-- Provided data start --

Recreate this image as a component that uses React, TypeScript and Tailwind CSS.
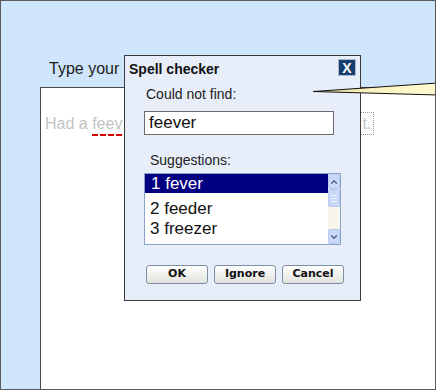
import { ChevronDown, ChevronUp } from 'lucide-react'

const sans = "font-['Liberation_Sans',Arial,sans-serif]"

export default function App() {
  return (
    <div className={`relative flex h-[390px] w-[436px] flex-col overflow-hidden border border-[#5a5a5a] bg-[#cee5fb] ${sans}`}>
      <div className="ml-[48px] mt-[58px] whitespace-nowrap text-[16px] leading-[20px] text-[#1c1c1c]">Type your</div>

      <div className="ml-[39px] mt-[8px] flex-1 border-l border-t border-[#4a4a4a] bg-white pl-[4px] pt-[24px]">
        <div className="flex items-center whitespace-nowrap text-[16px] leading-[20px] text-[#c2c2c2]">
          <span>
            Had a{' '}
            <span className="underline decoration-[#d40000] decoration-dashed decoration-[1.5px] underline-offset-[6px]">feev</span>
          </span>
          <span className="ml-[238px] inline-block h-[23px] border border-dotted border-[#9a9a9a] pl-[1px] pr-[2px] leading-[21px]">t.</span>
        </div>
      </div>

      <SpellDialog />

      <svg className="pointer-events-none absolute left-0 top-0" width="436" height="390">
        <defs>
          <linearGradient id="callout" x1="0" x2="1" y1="0" y2="0">
            <stop offset="0" stopColor="#d9cf8e" />
            <stop offset="0.45" stopColor="#fbf3bf" />
            <stop offset="1" stopColor="#fffad2" />
          </linearGradient>
        </defs>
        <polygon points="312,90.5 437,82 437,94" fill="url(#callout)" stroke="#111" strokeWidth="1" />
      </svg>
    </div>
  )
}

function SpellDialog() {
  return (
    <div className="absolute left-[123px] top-[54px] flex h-[246px] w-[237px] flex-col border border-[#3a3a3a] bg-[#e8eef9]">
      <div className="flex justify-between">
        <div className="ml-[4px] mt-[5px] text-[14px] font-bold leading-[17px] text-[#111]">Spell checker</div>
        <div className="mr-[4px] mt-[3px] flex h-[17px] w-[18px] items-center justify-center border border-[#a9bcd2] bg-[#173f6e] text-[14px] font-bold leading-none text-white">
          X
        </div>
      </div>

      <div className="ml-[21px] mt-[8px] text-[14px] leading-[16px] text-[#222]">Could not find:</div>

      <div className="ml-[19px] mt-[9px] h-[24px] w-[190px] border border-[#6b6b6b] bg-white pl-[4px] text-[17px] leading-[22px] text-[#111]">
        feever
      </div>

      <div className="ml-[25px] mt-[17px] text-[14px] leading-[16px] text-[#222]">Suggestions:</div>

      <div className="ml-[19px] mt-[5px] flex h-[72px] w-[197px] border border-[#8aa4c8] bg-white">
        <div className="flex-1 text-[17px] text-[#111]">
          <div className="h-[19px] bg-[#000080] pl-[6px] leading-[19px] text-white">1 fever</div>
          <div className="mt-[6px] h-[20px] pl-[5px] leading-[19px]">2 feeder</div>
          <div className="h-[20px] pl-[5px] leading-[19px]">3 freezer</div>
        </div>
        <Scrollbar />
      </div>

      <div className="ml-[21px] mt-[20px] flex gap-[6px]">
        {['OK', 'Ignore', 'Cancel'].map((b) => (
          <div
            key={b}
            className="flex h-[19px] w-[62px] items-center justify-center rounded-[3px] border border-[#7d8fa6] bg-gradient-to-b from-white to-[#e2e2dc] font-['DejaVu_Sans',Verdana,sans-serif] text-[11px] font-bold text-[#111]"
          >
            {b}
          </div>
        ))}
      </div>
    </div>
  )
}

function Scrollbar() {
  return (
    <div className="flex w-[12px] flex-col bg-[#f7f5ec]">
      <div className="flex h-[15px] items-center justify-center rounded-[2px] border border-[#b8cbee] bg-[#c9d9f7] text-[#4d6185]">
        <ChevronUp size={10} strokeWidth={3} />
      </div>
      <div className="flex h-[18px] flex-col items-center justify-center gap-[2px] rounded-[2px] border border-[#b8cbee] bg-[#c9d9f7]">
        <span className="h-px w-[6px] bg-[#eef3fd]" />
        <span className="h-px w-[6px] bg-[#eef3fd]" />
        <span className="h-px w-[6px] bg-[#eef3fd]" />
      </div>
      <div className="flex-1" />
      <div className="flex h-[15px] items-center justify-center rounded-[2px] border border-[#b8cbee] bg-[#c9d9f7] text-[#4d6185]">
        <ChevronDown size={10} strokeWidth={3} />
      </div>
    </div>
  )
}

-- Provided data end --

▸ **Stated goal**: Write out nothing but the lines from the start of the data through the line with "mt-[8px] text-[14px] leading-[16px]". Leave out the pictures.

▸ **Written solution**:
Recreate this image as a component that uses React, TypeScript and Tailwind CSS.
import { ChevronDown, ChevronUp } from 'lucide-react'

const sans = "font-['Liberation_Sans',Arial,sans-serif]"

export default function App() {
  return (
    <div className={`relative flex h-[390px] w-[436px] flex-col overflow-hidden border border-[#5a5a5a] bg-[#cee5fb] ${sans}`}>
      <div className="ml-[48px] mt-[58px] whitespace-nowrap text-[16px] leading-[20px] text-[#1c1c1c]">Type your</div>

      <div className="ml-[39px] mt-[8px] flex-1 border-l border-t border-[#4a4a4a] bg-white pl-[4px] pt-[24px]">
        <div className="flex items-center whitespace-nowrap text-[16px] leading-[20px] text-[#c2c2c2]">
          <span>
            Had a{' '}
            <span className="underline decoration-[#d40000] decoration-dashed decoration-[1.5px] underline-offset-[6px]">feev</span>
          </span>
          <span className="ml-[238px] inline-block h-[23px] border border-dotted border-[#9a9a9a] pl-[1px] pr-[2px] leading-[21px]">t.</span>
        </div>
      </div>

      <SpellDialog />

      <svg className="pointer-events-none absolute left-0 top-0" width="436" height="390">
        <defs>
          <linearGradient id="callout" x1="0" x2="1" y1="0" y2="0">
            <stop offset="0" stopColor="#d9cf8e" />
            <stop offset="0.45" stopColor="#fbf3bf" />
            <stop offset="1" stopColor="#fffad2" />
          </linearGradient>
        </defs>
        <polygon points="312,90.5 437,82 437,94" fill="url(#callout)" stroke="#111" strokeWidth="1" />
      </svg>
    </div>
  )
}

function SpellDialog() {
  return (
    <div className="absolute left-[123px] top-[54px] flex h-[246px] w-[237px] flex-col border border-[#3a3a3a] bg-[#e8eef9]">
      <div className="flex justify-between">
        <div className="ml-[4px] mt-[5px] text-[14px] font-bold leading-[17px] text-[#111]">Spell checker</div>
        <div className="mr-[4px] mt-[3px] flex h-[17px] w-[18px] items-center justify-center border border-[#a9bcd2] bg-[#173f6e] text-[14px] font-bold leading-none text-white">
          X
        </div>
      </div>

      <div className="ml-[21px] mt-[8px] text-[14px] leading-[16px] text-[#222]">Could not find:</div>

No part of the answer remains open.